Given request — Scan the records below. List lines holding "that".

:: Input for this task

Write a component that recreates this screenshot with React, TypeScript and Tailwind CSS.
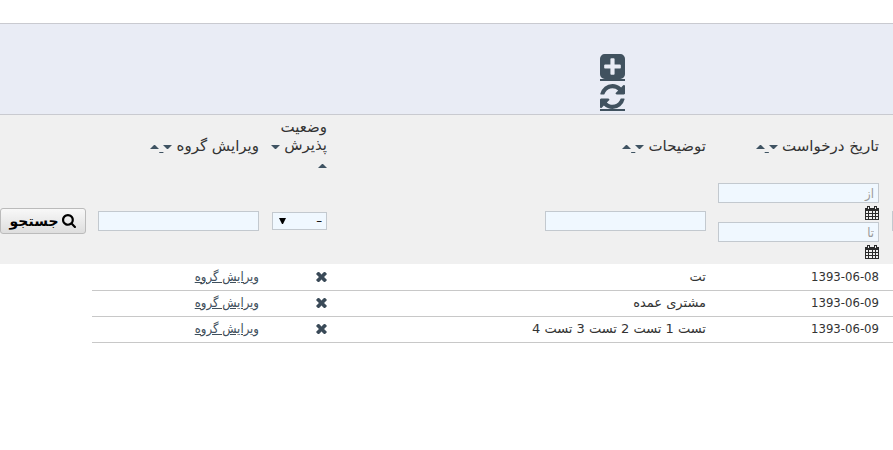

::::
:: Input for this task

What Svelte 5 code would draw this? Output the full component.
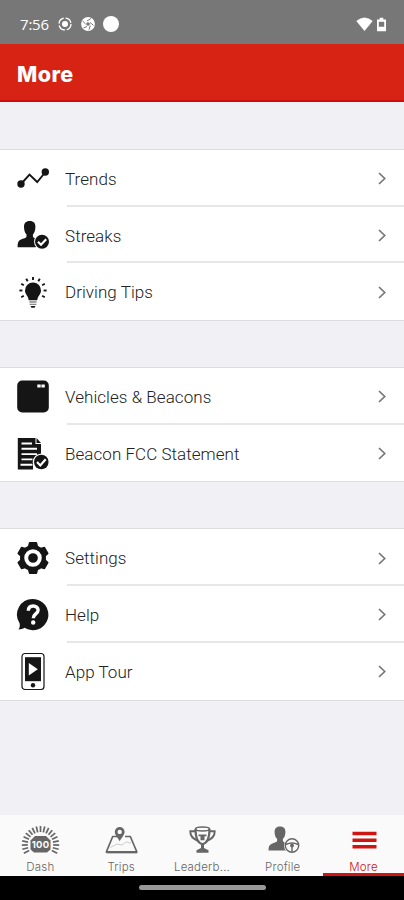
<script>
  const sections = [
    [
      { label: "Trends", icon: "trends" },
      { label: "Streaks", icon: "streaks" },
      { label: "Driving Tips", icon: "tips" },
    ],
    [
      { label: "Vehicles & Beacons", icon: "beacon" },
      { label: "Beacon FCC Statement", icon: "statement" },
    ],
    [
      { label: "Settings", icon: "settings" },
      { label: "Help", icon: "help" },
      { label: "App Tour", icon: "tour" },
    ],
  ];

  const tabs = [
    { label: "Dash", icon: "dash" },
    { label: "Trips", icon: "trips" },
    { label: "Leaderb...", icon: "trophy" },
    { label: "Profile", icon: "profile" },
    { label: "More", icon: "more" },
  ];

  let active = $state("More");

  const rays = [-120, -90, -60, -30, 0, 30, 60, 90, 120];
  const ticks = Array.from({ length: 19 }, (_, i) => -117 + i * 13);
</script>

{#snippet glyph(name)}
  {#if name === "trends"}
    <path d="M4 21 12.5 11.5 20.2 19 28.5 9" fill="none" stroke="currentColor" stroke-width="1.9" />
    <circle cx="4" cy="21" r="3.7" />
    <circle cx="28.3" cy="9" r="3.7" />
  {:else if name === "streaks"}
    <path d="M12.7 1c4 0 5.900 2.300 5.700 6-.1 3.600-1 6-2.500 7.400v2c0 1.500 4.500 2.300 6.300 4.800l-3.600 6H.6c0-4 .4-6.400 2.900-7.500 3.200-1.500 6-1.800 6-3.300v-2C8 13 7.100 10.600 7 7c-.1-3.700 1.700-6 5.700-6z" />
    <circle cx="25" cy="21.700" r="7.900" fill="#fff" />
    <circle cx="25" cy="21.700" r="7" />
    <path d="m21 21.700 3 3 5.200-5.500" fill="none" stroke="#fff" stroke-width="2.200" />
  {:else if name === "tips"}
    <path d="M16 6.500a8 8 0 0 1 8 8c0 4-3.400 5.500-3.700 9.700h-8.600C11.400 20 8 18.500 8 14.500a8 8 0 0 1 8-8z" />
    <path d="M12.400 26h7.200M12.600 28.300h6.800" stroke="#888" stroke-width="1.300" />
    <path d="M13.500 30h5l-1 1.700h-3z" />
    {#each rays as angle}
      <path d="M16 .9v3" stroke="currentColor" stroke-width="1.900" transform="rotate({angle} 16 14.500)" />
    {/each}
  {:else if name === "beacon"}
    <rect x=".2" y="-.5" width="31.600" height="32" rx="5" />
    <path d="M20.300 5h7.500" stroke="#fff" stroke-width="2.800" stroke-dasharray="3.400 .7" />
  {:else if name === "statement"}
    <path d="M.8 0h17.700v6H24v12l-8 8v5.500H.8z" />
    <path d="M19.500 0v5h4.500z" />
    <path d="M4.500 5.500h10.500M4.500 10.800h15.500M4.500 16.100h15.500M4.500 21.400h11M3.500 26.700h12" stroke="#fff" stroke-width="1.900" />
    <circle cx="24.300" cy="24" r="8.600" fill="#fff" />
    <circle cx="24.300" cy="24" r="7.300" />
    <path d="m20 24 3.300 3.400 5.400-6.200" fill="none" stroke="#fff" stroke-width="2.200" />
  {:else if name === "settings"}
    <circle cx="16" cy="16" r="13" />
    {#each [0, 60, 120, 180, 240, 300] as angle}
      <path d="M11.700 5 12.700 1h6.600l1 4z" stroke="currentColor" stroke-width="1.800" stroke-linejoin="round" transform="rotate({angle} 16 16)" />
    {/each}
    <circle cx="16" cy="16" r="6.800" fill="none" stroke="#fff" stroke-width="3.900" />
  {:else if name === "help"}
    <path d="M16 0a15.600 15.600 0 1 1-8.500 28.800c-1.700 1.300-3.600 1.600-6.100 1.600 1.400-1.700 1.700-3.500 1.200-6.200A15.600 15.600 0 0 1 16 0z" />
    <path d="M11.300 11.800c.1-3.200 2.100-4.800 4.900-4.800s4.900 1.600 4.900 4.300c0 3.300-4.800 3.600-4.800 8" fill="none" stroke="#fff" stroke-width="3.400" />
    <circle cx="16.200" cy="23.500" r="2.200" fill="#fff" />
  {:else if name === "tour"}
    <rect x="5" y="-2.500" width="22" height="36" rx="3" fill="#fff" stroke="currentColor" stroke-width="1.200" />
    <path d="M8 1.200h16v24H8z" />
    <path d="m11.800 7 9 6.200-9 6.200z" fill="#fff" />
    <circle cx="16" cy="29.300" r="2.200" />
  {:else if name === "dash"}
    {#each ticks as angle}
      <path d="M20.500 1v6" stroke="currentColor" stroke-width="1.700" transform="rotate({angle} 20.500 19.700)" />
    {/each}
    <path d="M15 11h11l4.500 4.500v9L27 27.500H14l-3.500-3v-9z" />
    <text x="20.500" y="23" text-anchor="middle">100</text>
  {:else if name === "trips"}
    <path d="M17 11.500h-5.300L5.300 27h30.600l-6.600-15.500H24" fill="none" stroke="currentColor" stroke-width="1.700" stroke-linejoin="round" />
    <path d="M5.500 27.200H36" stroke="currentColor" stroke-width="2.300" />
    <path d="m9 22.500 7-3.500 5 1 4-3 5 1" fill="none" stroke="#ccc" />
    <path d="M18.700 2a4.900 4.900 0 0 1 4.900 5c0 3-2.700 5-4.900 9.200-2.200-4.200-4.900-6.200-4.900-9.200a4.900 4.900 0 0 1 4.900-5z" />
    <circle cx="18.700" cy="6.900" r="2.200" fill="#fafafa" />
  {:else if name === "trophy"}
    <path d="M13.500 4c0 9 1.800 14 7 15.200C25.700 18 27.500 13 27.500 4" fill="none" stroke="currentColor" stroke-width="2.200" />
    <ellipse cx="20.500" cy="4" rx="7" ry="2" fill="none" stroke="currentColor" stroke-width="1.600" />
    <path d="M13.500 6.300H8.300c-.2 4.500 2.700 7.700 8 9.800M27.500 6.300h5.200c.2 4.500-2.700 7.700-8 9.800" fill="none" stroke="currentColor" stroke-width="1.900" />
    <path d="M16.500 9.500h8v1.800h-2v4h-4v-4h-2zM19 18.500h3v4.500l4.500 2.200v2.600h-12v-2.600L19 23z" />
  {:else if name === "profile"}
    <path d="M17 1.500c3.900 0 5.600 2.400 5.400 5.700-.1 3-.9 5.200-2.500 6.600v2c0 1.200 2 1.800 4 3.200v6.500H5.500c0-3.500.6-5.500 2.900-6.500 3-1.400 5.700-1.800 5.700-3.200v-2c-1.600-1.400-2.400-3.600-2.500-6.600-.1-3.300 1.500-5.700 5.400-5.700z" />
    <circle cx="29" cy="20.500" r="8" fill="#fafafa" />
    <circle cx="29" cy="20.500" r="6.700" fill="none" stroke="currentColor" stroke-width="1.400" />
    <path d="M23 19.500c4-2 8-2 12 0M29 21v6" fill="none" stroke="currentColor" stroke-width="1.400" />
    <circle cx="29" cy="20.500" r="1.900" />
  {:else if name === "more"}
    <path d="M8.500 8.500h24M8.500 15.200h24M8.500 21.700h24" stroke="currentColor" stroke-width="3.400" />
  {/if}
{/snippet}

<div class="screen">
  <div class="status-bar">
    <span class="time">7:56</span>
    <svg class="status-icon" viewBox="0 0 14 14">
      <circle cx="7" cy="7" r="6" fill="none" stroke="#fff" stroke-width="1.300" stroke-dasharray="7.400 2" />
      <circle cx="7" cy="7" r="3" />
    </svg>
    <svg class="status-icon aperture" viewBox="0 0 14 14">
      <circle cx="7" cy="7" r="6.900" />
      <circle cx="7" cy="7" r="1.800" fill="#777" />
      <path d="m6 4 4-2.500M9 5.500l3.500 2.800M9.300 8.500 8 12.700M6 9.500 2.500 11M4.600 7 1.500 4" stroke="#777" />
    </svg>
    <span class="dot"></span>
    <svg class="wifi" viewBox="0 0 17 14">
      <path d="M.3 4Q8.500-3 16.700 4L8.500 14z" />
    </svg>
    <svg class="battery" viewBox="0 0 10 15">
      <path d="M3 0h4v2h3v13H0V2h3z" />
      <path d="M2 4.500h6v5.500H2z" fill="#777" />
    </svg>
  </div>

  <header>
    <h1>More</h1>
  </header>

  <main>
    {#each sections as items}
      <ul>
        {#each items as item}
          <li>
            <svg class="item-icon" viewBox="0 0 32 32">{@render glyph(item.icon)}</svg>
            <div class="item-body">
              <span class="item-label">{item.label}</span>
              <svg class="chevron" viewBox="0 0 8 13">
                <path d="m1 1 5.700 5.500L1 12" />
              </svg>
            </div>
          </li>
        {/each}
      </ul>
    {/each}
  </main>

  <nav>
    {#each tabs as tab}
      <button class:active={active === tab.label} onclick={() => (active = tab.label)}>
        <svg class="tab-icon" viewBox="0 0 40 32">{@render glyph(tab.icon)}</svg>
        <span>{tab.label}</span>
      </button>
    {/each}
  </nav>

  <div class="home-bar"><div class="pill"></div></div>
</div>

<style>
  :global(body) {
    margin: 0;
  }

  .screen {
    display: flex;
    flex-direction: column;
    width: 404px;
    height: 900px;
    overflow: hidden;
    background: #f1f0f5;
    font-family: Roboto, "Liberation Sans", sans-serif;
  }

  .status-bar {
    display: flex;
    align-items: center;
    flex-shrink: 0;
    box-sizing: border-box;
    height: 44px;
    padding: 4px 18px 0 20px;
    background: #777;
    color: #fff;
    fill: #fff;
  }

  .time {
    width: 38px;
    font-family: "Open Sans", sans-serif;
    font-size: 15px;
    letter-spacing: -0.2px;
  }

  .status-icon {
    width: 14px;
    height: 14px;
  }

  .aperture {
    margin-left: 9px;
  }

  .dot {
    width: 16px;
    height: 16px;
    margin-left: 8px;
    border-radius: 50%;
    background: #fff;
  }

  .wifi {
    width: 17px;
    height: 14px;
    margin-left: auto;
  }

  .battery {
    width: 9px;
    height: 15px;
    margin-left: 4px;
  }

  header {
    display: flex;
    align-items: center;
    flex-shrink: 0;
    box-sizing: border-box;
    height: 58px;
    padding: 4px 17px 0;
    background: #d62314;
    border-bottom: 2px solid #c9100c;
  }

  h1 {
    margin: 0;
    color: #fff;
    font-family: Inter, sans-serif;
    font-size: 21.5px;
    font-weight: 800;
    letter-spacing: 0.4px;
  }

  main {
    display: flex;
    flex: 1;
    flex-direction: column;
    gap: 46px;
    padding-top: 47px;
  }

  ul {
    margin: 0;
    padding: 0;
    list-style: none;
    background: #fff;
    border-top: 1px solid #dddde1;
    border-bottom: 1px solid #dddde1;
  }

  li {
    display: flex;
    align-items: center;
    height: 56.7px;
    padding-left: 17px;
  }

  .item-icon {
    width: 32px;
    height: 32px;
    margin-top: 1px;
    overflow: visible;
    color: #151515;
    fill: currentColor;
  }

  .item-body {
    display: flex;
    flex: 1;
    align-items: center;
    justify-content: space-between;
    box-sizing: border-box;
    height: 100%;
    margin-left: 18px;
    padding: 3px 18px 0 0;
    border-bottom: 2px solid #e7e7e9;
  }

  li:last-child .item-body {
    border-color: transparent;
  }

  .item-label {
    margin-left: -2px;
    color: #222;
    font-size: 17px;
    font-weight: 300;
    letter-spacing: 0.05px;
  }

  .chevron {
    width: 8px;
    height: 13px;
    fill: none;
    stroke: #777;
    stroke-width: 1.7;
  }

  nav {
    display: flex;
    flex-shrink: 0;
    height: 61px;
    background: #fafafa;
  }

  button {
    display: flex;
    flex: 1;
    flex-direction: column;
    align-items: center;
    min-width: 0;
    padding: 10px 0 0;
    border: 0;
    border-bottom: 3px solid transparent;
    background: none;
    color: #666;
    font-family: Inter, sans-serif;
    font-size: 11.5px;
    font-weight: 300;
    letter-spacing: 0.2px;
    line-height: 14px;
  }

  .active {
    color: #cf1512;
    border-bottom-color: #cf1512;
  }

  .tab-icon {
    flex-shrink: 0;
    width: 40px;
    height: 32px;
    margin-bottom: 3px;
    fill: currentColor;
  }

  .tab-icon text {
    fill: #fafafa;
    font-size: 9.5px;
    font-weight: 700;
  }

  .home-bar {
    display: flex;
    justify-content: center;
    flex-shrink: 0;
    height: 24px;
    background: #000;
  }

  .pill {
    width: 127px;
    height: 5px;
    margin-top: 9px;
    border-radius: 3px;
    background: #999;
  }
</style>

::::
:: Input for this task

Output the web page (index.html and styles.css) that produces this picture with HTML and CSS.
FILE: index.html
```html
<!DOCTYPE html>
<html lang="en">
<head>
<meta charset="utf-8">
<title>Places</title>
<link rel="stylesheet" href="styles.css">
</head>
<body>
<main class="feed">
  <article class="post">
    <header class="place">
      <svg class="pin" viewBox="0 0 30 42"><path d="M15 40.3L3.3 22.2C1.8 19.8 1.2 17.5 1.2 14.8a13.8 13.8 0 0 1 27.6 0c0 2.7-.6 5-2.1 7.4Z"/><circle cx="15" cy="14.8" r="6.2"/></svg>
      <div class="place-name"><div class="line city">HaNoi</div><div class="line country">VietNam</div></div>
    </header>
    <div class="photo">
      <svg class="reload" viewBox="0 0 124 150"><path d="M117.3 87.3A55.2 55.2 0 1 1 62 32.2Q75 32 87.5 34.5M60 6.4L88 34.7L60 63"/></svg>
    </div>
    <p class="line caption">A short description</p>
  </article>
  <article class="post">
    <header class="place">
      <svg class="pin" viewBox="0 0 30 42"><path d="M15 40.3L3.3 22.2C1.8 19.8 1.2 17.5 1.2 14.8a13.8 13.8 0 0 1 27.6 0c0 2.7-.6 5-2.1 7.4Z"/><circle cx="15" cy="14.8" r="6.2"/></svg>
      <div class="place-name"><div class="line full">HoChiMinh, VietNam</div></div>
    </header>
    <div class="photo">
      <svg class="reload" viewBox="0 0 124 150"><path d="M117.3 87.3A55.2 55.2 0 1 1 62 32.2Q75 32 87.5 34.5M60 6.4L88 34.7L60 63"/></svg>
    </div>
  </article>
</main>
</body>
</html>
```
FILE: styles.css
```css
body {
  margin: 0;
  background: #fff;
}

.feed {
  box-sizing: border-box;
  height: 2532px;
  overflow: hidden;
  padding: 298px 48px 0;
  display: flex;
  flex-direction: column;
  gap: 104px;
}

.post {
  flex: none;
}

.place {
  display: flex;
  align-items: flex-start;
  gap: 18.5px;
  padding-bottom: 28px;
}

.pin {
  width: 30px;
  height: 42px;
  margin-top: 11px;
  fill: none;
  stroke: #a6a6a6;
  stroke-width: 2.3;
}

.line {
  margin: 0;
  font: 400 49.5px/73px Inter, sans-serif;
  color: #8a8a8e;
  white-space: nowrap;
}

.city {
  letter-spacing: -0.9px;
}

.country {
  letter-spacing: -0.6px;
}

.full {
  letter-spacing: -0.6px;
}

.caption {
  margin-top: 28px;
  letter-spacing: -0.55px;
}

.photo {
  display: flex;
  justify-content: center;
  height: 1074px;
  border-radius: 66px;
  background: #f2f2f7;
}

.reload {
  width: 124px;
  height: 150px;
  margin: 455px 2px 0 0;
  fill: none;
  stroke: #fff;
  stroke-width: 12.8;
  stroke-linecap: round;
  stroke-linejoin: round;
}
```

::::

Response for this exercise —
Write a component that recreates this screenshot with React, TypeScript and Tailwind CSS.
Output the web page (index.html and styles.css) that produces this picture with HTML and CSS.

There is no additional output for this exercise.